Carl Czerny has long been regarded as an academic footnote in the history of 19C music, as a pedagogue and author of innumerable piano studies, but he was a prolific composer of serious music. This is the sole available recording of his Symphony No. 6 and is given the best possible advocacy by Czerny champion Grzegorz Nowak and the superb SWR Radio Orchestra. The composer most often brought to mind by this is music, especially in the scurrying string passages and the predominance of woodwind textures in the orchestration, is Mendelssohn, perhaps with a dash of Weber. The chattering flutes, chugging bass riffs and frequent, generous application of timpani in the second Allegro con brio section of the first movement compound a sense of good-humoured vitality; the ensuing Andante opens with a serene theme for horns and proceeds in a stately fashion worthy of early Beethoven. If you don’t think of the fluty-fairy music from “A Midsummer Night’s Dream” when you first encounter the Scherzo, I’ll eat the disc; the finale consolidates those impressions with a dose of early Schubert at his most cheerful thrown in and here, more than perhaps anywhere else in this symphony, there is an element of “note-spinning” in the counterpoint busy-ness which doesn’t quite deliver.

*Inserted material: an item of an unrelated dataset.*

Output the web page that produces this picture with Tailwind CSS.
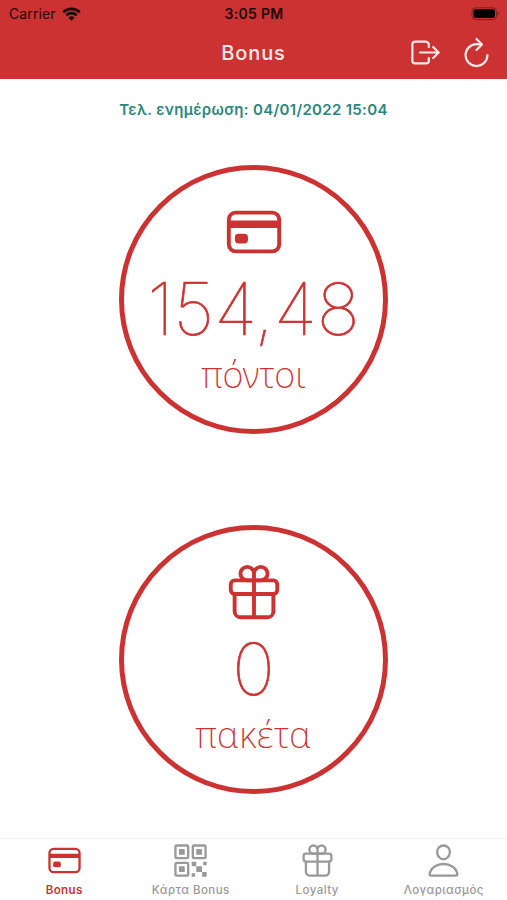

Therein lies the problem: everything is “right” about this music; it is tightly constructed, tuneful, entertaining and exquisitely played here, but ultimately and inevitably sounds derivative to my early 21C ears. The fact is that the music sounds like a bridge between the Classical and Romantic eras of Austro-German music.

The Second Symphony is more neo-classical in flavour, the long “maestoso” introduction to its first movement sounding like Haydn at his most imposing. This is a big, meaty work, good music which remains less engaging than the later work and whose relentless working out of formulaic progressions results in its sometimes outstaying its welcome, especially in that first movement, which makes at most ten minutes of music last fifteen. The Andantino grazioso holds a charming, old-world appeal but again, the material is stretched too thin in the form of insufficiently varied recapitulations and embellishments of the main tune and I lose interest in the music after five minutes. A perky, then feisty, sub-Beethovenian Scherzo provides better entertainment; the Trio is relentlessly jaunty. The moto perpetuo Finale constantly reminds the listener of other, more celebrated music in that mode such as the Overture to “The Marriage of Figaro”, which is not really Czerny’s fault; it was probably the product of sub-conscious allusion. The strings work overtime with great dexterity and it makes for a rousing conclusion.

No recording location is given but it was presumably the broadcasting studios of the SWR (Southwest Broadcasting) in Kaiserslautern. The sound could not be better.